Nope, no mention of how they do anything to alleviate overfitting. These benchmarks are getting tiresome.
I know this is focused solely on performance, but cost is a major factor here.
Story as old as time.
Apparently this is in support of their 2.0 release: https://www.qodo.ai/blog/introducing-qodo-2-0-agentic-code-r...
> We believe that code review is not a narrow task; it encompasses many distinct responsibilities that happen at once. [...]
> Qodo 2.0 addresses this with a multi-agent expert review architecture. Instead of treating code review as a single, broad task, Qodo breaks it into focused responsibilities handled by specialized agents. Each agent is optimized for a specific type of analysis and operates with its own dedicated context, rather than competing for attention in a single pass. This allows Qodo to go deeper in each area without slowing reviews down.

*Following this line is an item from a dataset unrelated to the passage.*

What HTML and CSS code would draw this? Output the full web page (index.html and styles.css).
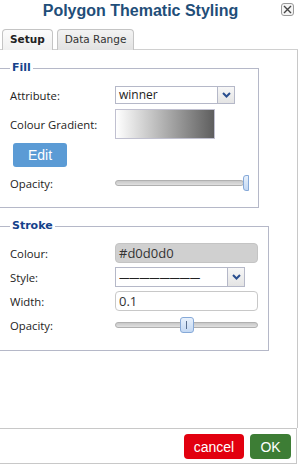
FILE: index.html
```html
<!DOCTYPE html>
<html lang="en">

<head>
    <meta charset="UTF-8">
    <title>Polygon Thematic Styling</title>
    <link rel="stylesheet" href="styles.css">
</head>

<body>
    <div class="dialog">
        <header class="dialog-head">
            <h1>Polygon Thematic Styling</h1>
            <button class="close" title="Close">
                <svg width="9" height="9" viewBox="0 0 9 9">
                    <path d="M1 1 L8 8 M8 1 L1 8" stroke="#444" stroke-width="1.4" />
                </svg>
            </button>
        </header>

        <ul class="tabs">
            <li class="tab active">Setup</li>
            <li class="tab">Data Range</li>
        </ul>

        <main class="body">
            <fieldset class="group fill">
                <legend>Fill</legend>
                <div class="row">
                    <label>Attribute:</label>
                    <div class="select">
                        <span class="value">winner</span>
                        <span class="trigger"><svg width="9" height="6" viewBox="0 0 9 6"><path d="M1 1 L4.5 4.5 L8 1" stroke="#2a4f8f" stroke-width="2" fill="none" /></svg></span>
                    </div>
                </div>
                <div class="row tall">
                    <label>Colour Gradient:</label>
                    <div class="gradient"></div>
                </div>
                <div class="row btn-row">
                    <button class="edit">Edit</button>
                </div>
                <div class="row slim">
                    <label>Opacity:</label>
                    <div class="slider">
                        <div class="track"></div>
                        <div class="thumb end"></div>
                    </div>
                </div>
            </fieldset>

            <fieldset class="group stroke">
                <legend>Stroke</legend>
                <div class="row">
                    <label>Colour:</label>
                    <div class="field colour">#d0d0d0</div>
                </div>
                <div class="row">
                    <label>Style:</label>
                    <div class="select style">
                        <span class="value">————————</span>
                        <span class="trigger"><svg width="9" height="6" viewBox="0 0 9 6"><path d="M1 1 L4.5 4.5 L8 1" stroke="#2a4f8f" stroke-width="2" fill="none" /></svg></span>
                    </div>
                </div>
                <div class="row">
                    <label>Width:</label>
                    <div class="field">0.1</div>
                </div>
                <div class="row">
                    <label>Opacity:</label>
                    <div class="slider">
                        <div class="track"></div>
                        <div class="thumb mid"></div>
                    </div>
                </div>
            </fieldset>
        </main>

        <footer class="dialog-foot">
            <button class="cancel">cancel</button>
            <button class="ok">OK</button>
        </footer>
    </div>
</body>

</html>
```

FILE: styles.css
```css
/* General Reset */
* {
    margin: 0;
    padding: 0;
    box-sizing: border-box;
}

body {
    font-family: "DejaVu Sans", Verdana, sans-serif;
    font-size: 11px;
    color: #222;
    background: #fff;
}

.dialog {
    width: 298px;
    height: 466px;
    display: flex;
    flex-direction: column;
}

/* Header */
.dialog-head {
    display: flex;
    align-items: flex-start;
    height: 27px;
}

.dialog-head h1 {
    flex: 1;
    text-align: center;
    font-family: "Liberation Sans", Arial, sans-serif;
    font-size: 16px;
    font-weight: bold;
    color: #1f4e79;
    line-height: 20px;
    padding-top: 1px;
}

.close {
    width: 13px;
    height: 13px;
    margin: 3px 4px 0 0;
    border: 1px solid #999;
    border-radius: 3px;
    background: #f4f4f4;
    display: flex;
    align-items: center;
    justify-content: center;
}

/* Tabs */
.tabs {
    display: flex;
    list-style: none;
    padding-left: 2px;
    gap: 4px;
    margin-top: 2px;
    border-bottom: 1px solid #d0d0d0;
}

.tab {
    height: 21px;
    line-height: 19px;
    padding: 0 7px;
    font-size: 10.5px;
    border: 1px solid #c4c4c4;
    border-bottom: none;
    border-radius: 4px 4px 0 0;
    background: linear-gradient(#f3f3f3, #e2e2e2);
    color: #333;
    margin-bottom: -1px;
}

.tab.active {
    background: linear-gradient(#fcfcfc, #f0f0f0);
    font-weight: bold;
    color: #222;
    padding: 0 7px;
}

/* Body */
.body {
    flex: 1;
    border-right: 1px solid #c8c8c8;
    padding-top: 11px;
}

.group {
    border: 1px solid #b5b8c8;
    border-left: none;
    padding: 11px 0 0 10px;
}

.group legend {
    font-weight: bold;
    color: #15428b;
    padding: 0 2px;
    line-height: 14px;
}

.fill {
    width: 259px;
    padding-bottom: 17px;
}

.stroke {
    width: 269px;
    margin-top: 11px;
    padding-top: 10px;
    padding-bottom: 15px;
}

.row {
    display: flex;
    align-items: center;
    height: 20px;
    margin-bottom: 4px;
}

.row label {
    width: 105px;
    font-family: "Open Sans", sans-serif;
    font-size: 11.3px;
    color: #222;
}

.fill .row {
    height: 18px;
    margin-bottom: 5px;
}

.fill .row.tall {
    height: 30px;
    margin-bottom: 4px;
}

.fill .row.btn-row {
    height: 24px;
    margin-bottom: 9px;
    padding-left: 3px;
}

.fill .row.slim {
    height: 14px;
    margin-bottom: 0;
}

.stroke .row:last-child {
    margin-bottom: 0;
}

/* Controls */
.select {
    width: 120px;
    height: 100%;
    display: flex;
    border: 1px solid #b5b8c8;
    background: #fff;
}

.select.style {
    width: 130px;
}

.select .value {
    flex: 1;
    font-family: "Open Sans", sans-serif;
    font-size: 12px;
    line-height: 16px;
    padding-left: 3px;
    white-space: nowrap;
    overflow: hidden;
}

.select.style .value {
    font-size: 10.5px;
    line-height: 18px;
    letter-spacing: -0.4px;
    color: #222;
}

.trigger {
    width: 17px;
    border-left: 1px solid #b5b8c8;
    background: linear-gradient(#f7f7f7, #e4e4e4);
    display: flex;
    align-items: center;
    justify-content: center;
}

.gradient {
    width: 100px;
    height: 30px;
    border: 1px solid #c0c0d0;
    background: linear-gradient(to right, #fff, #5e5e5e);
}

.edit {
    width: 54px;
    height: 24px;
    border: none;
    border-radius: 3px;
    background: #5b9bd5;
    color: #fff;
    font-family: "Liberation Sans", Arial, sans-serif;
    font-size: 14px;
}

.field {
    width: 143px;
    height: 100%;
    border: 1px solid #c8c8c8;
    border-radius: 4px;
    font-family: "Open Sans", sans-serif;
    font-size: 13px;
    line-height: 18px;
    padding-left: 3px;
    color: #333;
}

.field.colour {
    background: #d0d0d0;
    border-color: #c4c4c4;
}

/* Sliders */
.slider {
    position: relative;
    height: 16px;
    display: flex;
    align-items: center;
}

.fill .slider {
    width: 134px;
}

.stroke .slider {
    width: 143px;
}

.track {
    width: 100%;
    height: 6px;
    border: 1px solid #b0b0b0;
    border-radius: 3px;
    background: linear-gradient(#c8c8c8, #e0e0e0);
}

.fill .track {
    width: 129px;
}

.thumb {
    position: absolute;
    top: 0;
    height: 16px;
    border: 1px solid #86a9d8;
    background: linear-gradient(#e8f1fc, #c3d8f3);
}

.thumb.end {
    left: 128px;
    width: 6px;
    border-radius: 3px 0 0 3px;
}

.thumb.mid {
    left: 65px;
    width: 14px;
    border-radius: 3px;
}

.thumb.mid::after {
    content: "";
    position: absolute;
    left: 5px;
    top: 3px;
    width: 1px;
    height: 8px;
    background: #5a6f8f;
}

/* Footer */
.dialog-foot {
    display: flex;
    justify-content: flex-end;
    gap: 6px;
    height: 36px;
    padding: 5px 5px 0 0;
    border-top: 1px solid #c8c8c8;
    border-right: 1px solid #c8c8c8;
    border-bottom: 1px solid #c8c8c8;
    width: 297px;
    margin-bottom: 2px;
}

.dialog-foot button {
    height: 25px;
    border: none;
    border-radius: 4px;
    color: #fff;
    font-family: "Liberation Sans", Arial, sans-serif;
    font-size: 14px;
}

.cancel {
    width: 60px;
    background: #e2000f;
}

.ok {
    width: 41px;
    background: #3d7d35;
}
```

> To keep feedback focused, Qodo includes a judge agent that evaluates findings across agents. The judge agent resolves conflicts, removes duplicates, and filters out low-signal results. Only issues that meet a high confidence and relevance threshold make it into the final review.
> Qodo’s agentic PR review extends context beyond the codebase by incorporating pull request history as a first-class signal.
CuriouslyC•1h ago
Agents are pretty good at suggesting ways to improve a piece of code though, if you get a bunch of agents to wear different hats and debate improvements to a piece of software it can produce some very useful insights.